En la cuarta y última parte, “Noche de poema”, es dónde María Victoria reúne las composiciones más extensas, en concreto once poemas. En “Lino blanco” el viaje continúa, un viaje que va del centro de la tierra hacia las estrellas, un viaje como el de Cavafis, lleno de experiencias y de autoconocimiento. Aquí aparece de nuevo el recuerdo, como imborrable hallazgo impregnado “de la Luz que todo lo envuelve”. En estos poemas María Victoria filosofa con gran agudeza y se vuelve quizá más hermética, sólo el Amor místico, la “consumación natural” le puede devolver la esperanza. Como colofón nos encontramos el poema “Profecía del bien intrínseco del alma” que no sólo resulta ser el más extenso de todos sino también una suerte de amalgama que reúne y fusiona todas las ideas que vertebran el poemario y dónde la autora consigue llegar al final del viaje para entrar en esa tierra amada, que no es otra que la Paz, en cuyo centro le espera el amor puro de unas manos abiertas para el abrazo más delicado, el que lleva a la consumación-fusión-ascensión.

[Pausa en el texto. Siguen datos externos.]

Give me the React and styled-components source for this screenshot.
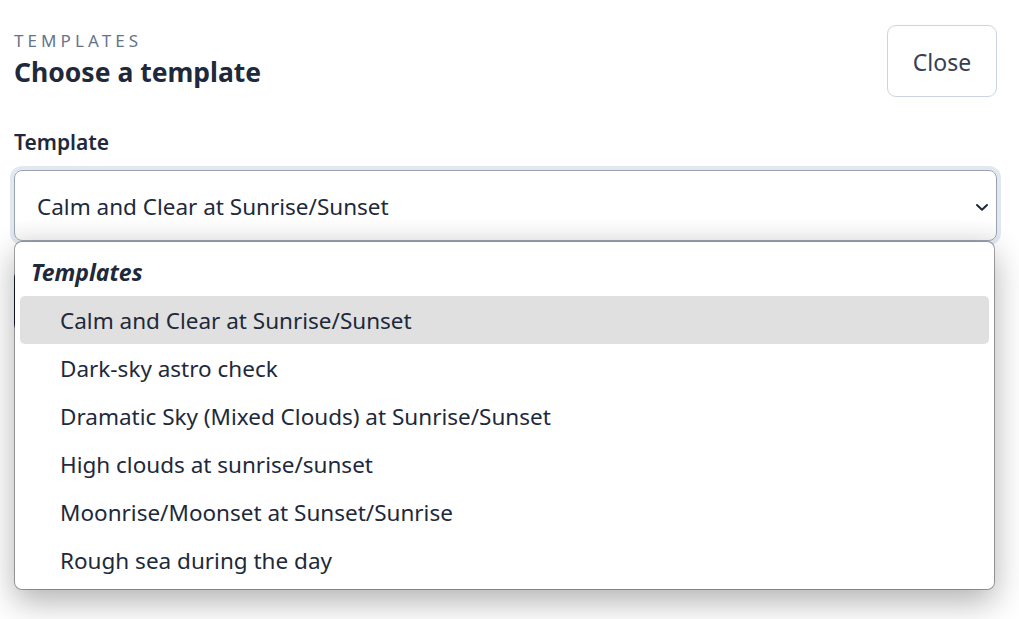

El poemario concluye con dos epílogos, obra de Vicente Merlo y Xabier Sánchez de Amoraga y de Garnica, dos autores doctos en filosofía, arte y religión, que con sus palabras ponen el broche de oro a un poemario muy recomendable en estos tiempos tan difíciles donde el capital y los intereses económicos han arrinconado la dimensión espiritual que el ser humano tanto necesita.